AIDS Sweeps Asian Prisons

JAKARTA, Indonesia – Unprotected sex and widespread drug use in Asia’s overcrowded and outdated prisons is fueling the AIDS epidemic in the region, and governments have been slow to recognize the threat, activists say.

Prisons are “HIV factories,” according to Family Health International, an AIDS prevention group in Jakarta. Few governments in Asia's developing economies keep official figures on HIV infections among inmates. But private groups say they are rising at an alarming rate.

In Indonesia, prisons that had reported almost no HIV cases among inmates in 1999 had almost 25 percent of their populations infected in 2003, the National AIDS Commission said.

In Thailand, one quarter of inmates at Klong Prem Central Prison on the outskirts of Bangkok have tested positive for HIV, activists say.
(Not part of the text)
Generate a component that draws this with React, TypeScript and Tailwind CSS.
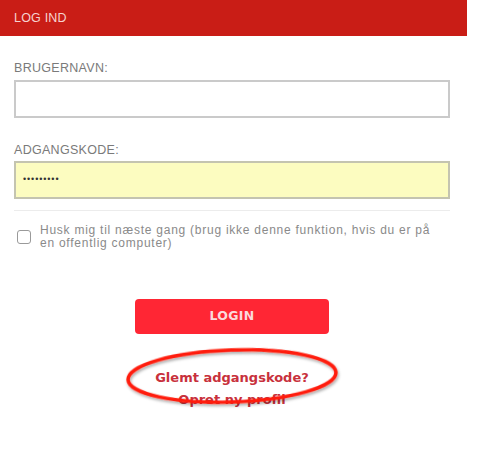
import React from 'react';

const App: React.FC = () => {
  return (
    <div className="w-[487px] h-[451px] bg-white font-['Liberation_Sans',sans-serif] relative">
      <div className="w-[467px] h-[36px] bg-[#c91d16] flex items-center px-[14px]">
        <span className="text-[12.5px] text-[#f6d2d0] tracking-[0.2px]">LOG IND</span>
      </div>

      <div className="px-[14px] w-[464px]">
        <label className="block mt-[25px] text-[12.5px] text-[#7a7a7a] leading-[14px] tracking-[0.3px]">BRUGERNAVN:</label>
        <div className="mt-[5px] h-[38px] border-2 border-[#cacaca] bg-white"></div>

        <label className="block mt-[25px] text-[12.5px] text-[#7a7a7a] leading-[14px] tracking-[0.3px]">ADGANGSKODE:</label>
        <div className="mt-[4px] h-[38px] border-2 border-[#c4c4b0] bg-[#fcfcc0] flex items-center px-[7px]">
          <span className="text-[9px] text-[#333] tracking-[0.9px]">•••••••••</span>
        </div>

        <div className="mt-[11px] border-t border-[#ececec]"></div>

        <div className="flex items-start mt-[13px]">
          <div className="mt-[6px] ml-[3px] w-[14px] h-[14px] border border-[#9a9a9a] rounded-[3px] shrink-0"></div>
          <p className="ml-[9px] w-[398px] text-[12px] leading-[13px] text-[#8a8a8a] tracking-[0.75px]">
            Husk mig til næste gang (brug ikke denne funktion, hvis du er på en offentlig computer)
          </p>
        </div>

        <div className="flex justify-center mt-[49px]">
          <button className="w-[194px] h-[35px] rounded-[4px] bg-[#ff2634] text-[#fbd9dc] font-bold text-[12.5px] tracking-wide font-['DejaVu_Sans',sans-serif]">
            LOGIN
          </button>
        </div>

        <div className="flex flex-col items-center mt-[33px] font-['DejaVu_Sans',sans-serif] font-bold text-[13px] text-[#c8313c] leading-[22px]">
          <span>Glemt adgangskode?</span>
          <span>Opret ny profil</span>
        </div>
      </div>

      <svg className="absolute left-0 top-0 pointer-events-none" width="487" height="451">
        <defs>
          <filter id="sh" x="-10%" y="-30%" width="120%" height="160%">
            <feDropShadow dx="1" dy="2" stdDeviation="1.5" floodColor="#000" floodOpacity="0.35" />
          </filter>
        </defs>
        <ellipse cx="232" cy="376" rx="104" ry="26" fill="none" stroke="#ff1a0a" strokeWidth="3.5" filter="url(#sh)" transform="rotate(-2 232 376)" />
      </svg>
    </div>
  );
};

export default App;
AIDS disease has also become a leading killer in Cambodian jails.

Rising HIV rates in Asian prisons reflect a global trend that has also hit Africa, South America and Russia, the United Nations says. South African prisons have seen death rates surge 500 percent in recent years largely because of AIDS.

Some prisons in Indonesia have started distributing information to new inmates on the dangers of unprotected sex and intravenous drug use and plan to introduce methadone – a heroin substitute prescribed to addicts – in Jakarta and Bali prisons starting last month.

But prison officials say they have no money to test inmates for HIV or pay for treatments. Indonesia, the world's most populous Muslim nation, has refused to follow the lead of European countries and offer free condoms or clean needles for injecting drug users. Officials say doing so would promote gay sex and drug use.